- **EXERCISE OBJECTIVE**:
Read the material below and count the lines holding the string "components". Give that count with nothing added.

- **RAW DATA**:
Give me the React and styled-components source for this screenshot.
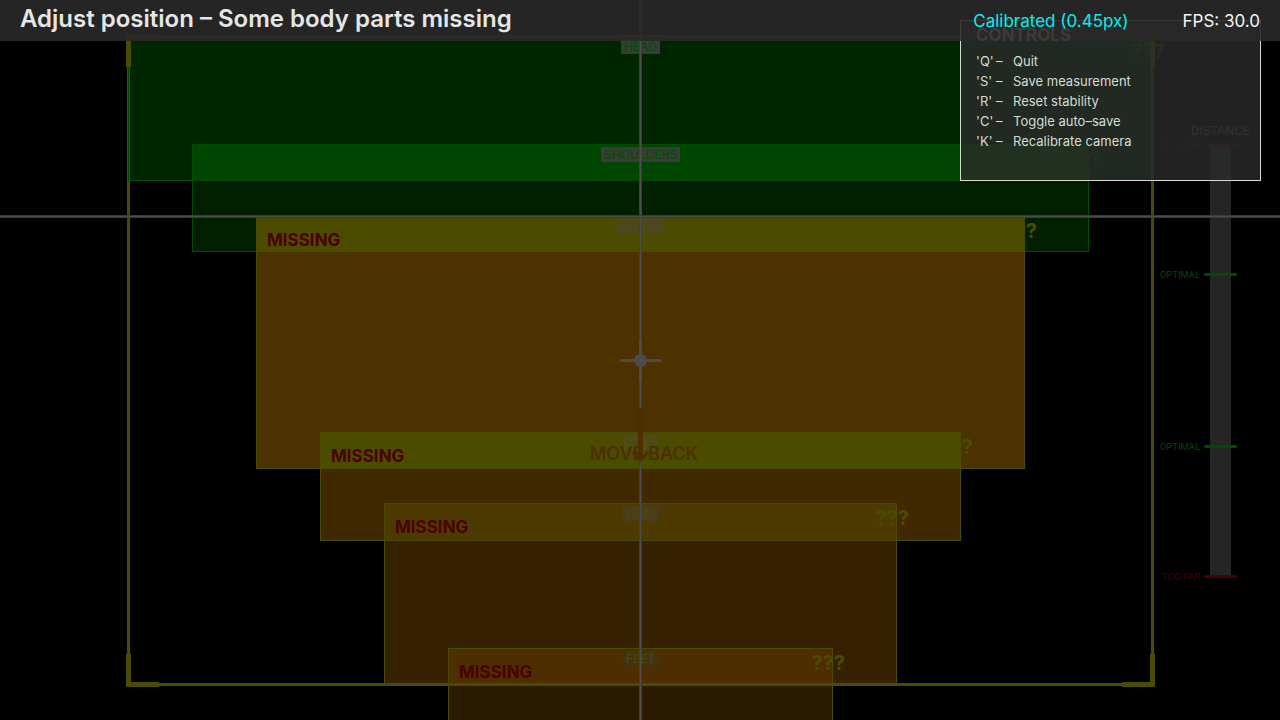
import React from "react";
import styled, { createGlobalStyle } from "styled-components";

const GlobalStyle = createGlobalStyle`
  * { box-sizing: border-box; }
  body {
    margin: 0;
    background: #000;
    font-family: Inter, "Liberation Sans", sans-serif;
  }
`;

const Viewport = styled.main`
  position: relative;
  height: 100vh;
  overflow: hidden;
  background: #000;
`;

const Header = styled.header`
  position: relative;
  z-index: 6;
  display: flex;
  align-items: center;
  gap: 54px;
  height: 41px;
  padding: 0 20px;
  background: rgba(41, 41, 41, 0.9);
`;

const Title = styled.h1`
  flex: 1;
  margin: 0;
  padding-bottom: 4px;
  color: #e6e6e6;
  font-size: 24px;
  font-weight: 600;
  line-height: 28px;
  white-space: nowrap;
`;

const Status = styled.span`
  color: ${(p) => p.$color};
  font-size: 17px;
  font-weight: 400;
  line-height: 20px;
  white-space: nowrap;
`;

const Zone = styled.section`
  position: absolute;
  z-index: 1;
  left: ${(p) => p.$left}%;
  top: ${(p) => p.$top}%;
  display: grid;
  grid-template-columns: 1fr auto 1fr;
  align-items: start;
  width: calc(${(p) => 100 - 2 * p.$left}% + 1px);
  height: calc(${(p) => p.$height}% + 1px);
  border: 1px solid ${(p) => p.$line};
  background: ${(p) =>
    p.$overlap
      ? `linear-gradient(${p.$overlap} calc(${p.$depth}vh - 1px), ${p.$edge} 0 ${p.$depth}vh, ${p.$fill} 0)`
      : p.$fill};
`;

const ZoneTag = styled.h2`
  grid-column: 2;
  margin: 2px 0 0;
  padding: 0 3px;
  background: ${(p) => p.$fill};
  color: ${(p) => p.$color};
  font-size: 12px;
  font-weight: 400;
  line-height: 15px;
`;

const Missing = styled.strong`
  grid-column: 1;
  padding: 11px 0 0 10px;
  color: #4c0000;
  font-size: 17px;
  font-weight: 700;
  line-height: 24px;
`;

const Unknown = styled.span`
  grid-column: 3;
  justify-self: end;
  margin: 2px -13px 0 0;
  color: ${(p) => p.$color};
  font-size: 20px;
  font-weight: 700;
  line-height: 24px;
`;

const Guide = styled.div`
  position: absolute;
  z-index: 2;
  top: calc(5% - 1px);
  left: calc(10% - 1px);
  width: calc(80% + 3px);
  height: calc(90% + 3px);
  border: 3px solid #4c4c00;
`;

const GuideEdge = styled.div`
  height: 20vh;
  margin: 0 -2px;
  border: 1px solid #004c00;
  border-width: 0 1px;
`;

const Corner = styled.div`
  position: absolute;
  ${(p) => p.$v}: -4px;
  ${(p) => p.$h}: -4px;
  width: 33px;
  height: 33px;
  border: 0 solid #4c4c00;
  border-${(p) => p.$v}-width: 5px;
  border-${(p) => p.$h}-width: 5px;
  border-${(p) => p.$v}-${(p) => p.$h}-radius: 2px;
`;

const LineAcross = styled.div`
  position: absolute;
  z-index: 5;
  top: calc(30% - 1px);
  left: 0;
  right: 0;
  height: 3px;
  border: 1px solid #3a3a3a;
  border-width: 1px 0;
  background: #4c4c4c;
`;

const LineDown = styled.div`
  position: absolute;
  z-index: 3;
  top: 0;
  bottom: 0;
  left: calc(50% - 1px);
  width: 3px;
  border: 1px solid #404040;
  border-width: 0 1px;
  background: #4c4c4c;
`;

const Reticle = styled.svg`
  position: absolute;
  z-index: 3;
  top: calc(50% - 21px);
  left: calc(50% - 21px);
`;

const Hint = styled.div`
  position: absolute;
  z-index: 4;
  top: calc(50% + 47px);
  left: 50%;
  width: 120px;
  margin-left: -56px;
  color: #4c2e00;
  text-align: center;
`;

const Arrow = styled.svg`
  position: absolute;
  top: 0;
  left: 46px;
`;

const HintText = styled.p`
  margin: 35px 0 0;
  font-size: 18px;
  font-weight: 600;
  line-height: 24px;
  white-space: nowrap;
`;

const Gauge = styled.aside`
  position: absolute;
  z-index: 1;
  top: 20%;
  right: 49px;
  width: 21px;
  height: 60%;
  background: #252525;
`;

const GaugeTitle = styled.h2`
  position: absolute;
  bottom: calc(100% + 5px);
  left: 50%;
  transform: translateX(-50%);
  margin: 0;
  color: #4c4c4c;
  font-size: 12px;
  font-weight: 400;
  line-height: 16px;
`;

const Tick = styled.div`
  position: absolute;
  top: calc(${(p) => p.$at}% - 1px);
  left: -6px;
  width: 33px;
  height: 3px;
  border-radius: 2px;
  background: ${(p) => p.$color};
`;

const TickLabel = styled.span`
  position: absolute;
  top: -4px;
  right: calc(100% + 4px);
  color: ${(p) => p.$color};
  font-size: 9px;
  line-height: 12px;
  white-space: nowrap;
`;

const Panel = styled.section`
  position: absolute;
  z-index: 5;
  top: 20px;
  right: 19px;
  width: 301px;
  height: 161px;
  padding: 2px 15px;
  border: 1px solid #d2dcd2;
  background: rgba(42, 42, 42, 0.8);
  color: #d2dcd2;
`;

const PanelTitle = styled.h2`
  margin: 0 0 4px;
  font-size: 17px;
  font-weight: 700;
  line-height: 24px;
`;

const Keys = styled.ul`
  margin: 0;
  padding: 0;
  list-style: none;
`;

const KeyRow = styled.li`
  display: grid;
  grid-template-columns: 20px 17px 1fr;
  font-size: 13px;
  line-height: 20px;
`;

const Kbd = styled.kbd`
  font-family: inherit;
`;

const YELLOW = "#4c4c00";
const GREEN = "#004c00";
const RED = "#4c0000";

const zones = [
  { name: "HEAD", left: 10, top: 5, height: 20, line: GREEN, fill: "#002600", tag: "#383c38" },
  { name: "SHOULDERS", left: 15, top: 20, height: 14.8, line: GREEN, fill: "#002000", overlap: "#004600", depth: 5, edge: GREEN, tag: "#3a3c3a" },
  { name: "TORSO", left: 20, top: 30, height: 35, line: YELLOW, fill: "#4b3200", overlap: YELLOW, depth: 4.9, edge: YELLOW, tag: "#4c4626", missing: true },
  { name: "HIPS", left: 25, top: 60, height: 15, line: YELLOW, fill: "#402800", overlap: YELLOW, depth: 5, edge: YELLOW, tag: "#4c4c1e", missing: true },
  { name: "LEGS", left: 30, top: 69.9, height: 25.1, line: YELLOW, fill: "#352100", overlap: "#4c3a00", depth: 5.1, edge: YELLOW, tag: "#4a3e1a", missing: true },
  { name: "FEET", left: 35, top: 90, height: 15, line: YELLOW, fill: "#2a1a00", overlap: "#4c2e00", depth: 5, edge: YELLOW, tag: "#41321a", missing: true },
];

const ticks = [
  { at: 0, label: "TOO CLOSE", color: RED },
  { at: 30, label: "OPTIMAL", color: GREEN },
  { at: 70, label: "OPTIMAL", color: GREEN },
  { at: 100, label: "TOO FAR", color: RED },
];

const keys = [
  ["Q", "Quit"],
  ["S", "Save measurement"],
  ["R", "Reset stability"],
  ["C", "Toggle auto–save"],
  ["K", "Recalibrate camera"],
];

export default function App() {
  return (
    <Viewport>
      <GlobalStyle />
      <Header>
        <Title>Adjust position – Some body parts missing</Title>
        <Status $color="#00f0f0">Calibrated (0.45px)</Status>
        <Status $color="#f4f4f4">FPS: 30.0</Status>
      </Header>

      {zones.map((z) => (
        <Zone
          key={z.name}
          $left={z.left}
          $top={z.top}
          $height={z.height}
          $line={z.line}
          $fill={z.fill}
          $overlap={z.overlap}
          $depth={z.depth}
          $edge={z.edge}
        >
          {z.missing && <Missing>MISSING</Missing>}
          <ZoneTag $fill={z.tag} $color={z.line}>{z.name}</ZoneTag>
          <Unknown $color={z.line}>???</Unknown>
        </Zone>
      ))}

      <Guide>
        <GuideEdge />
        <Corner $v="top" $h="left" />
        <Corner $v="top" $h="right" />
        <Corner $v="bottom" $h="left" />
        <Corner $v="bottom" $h="right" />
      </Guide>

      <LineAcross />
      <LineDown />
      <Reticle width="43" height="43" viewBox="0 0 43 43" aria-hidden="true">
        <path d="M2 21.5H41M21.5 2V41" stroke="#4c4c4c" strokeWidth="3" strokeLinecap="round" />
        <circle cx="21.5" cy="21.5" r="4.5" fill="none" stroke="#4c4c4c" strokeWidth="4" />
      </Reticle>

      <Hint>
        <Arrow width="22" height="56" viewBox="0 0 22 56" aria-hidden="true">
          <path d="M10.5 1V53" fill="none" stroke="#4c2e00" strokeWidth="5" />
          <path d="M2.5 45L10.5 53L18.5 45" fill="none" stroke="#4c2e00" strokeWidth="3" />
        </Arrow>
        <HintText>MOVE BACK</HintText>
      </Hint>

      <Gauge>
        <GaugeTitle>DISTANCE</GaugeTitle>
        {ticks.map((t) => (
          <Tick key={t.at} $at={t.at} $color={t.color}>
            <TickLabel $color={t.color}>{t.label}</TickLabel>
          </Tick>
        ))}
      </Gauge>

      <Panel>
        <PanelTitle>CONTROLS</PanelTitle>
        <Keys>
          {keys.map(([key, action]) => (
            <KeyRow key={key}>
              <Kbd>'{key}'</Kbd>
              <span>–</span>
              <span>{action}</span>
            </KeyRow>
          ))}
        </Keys>
      </Panel>
    </Viewport>
  );
}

- **RESULT OF THIS EXERCISE**:
2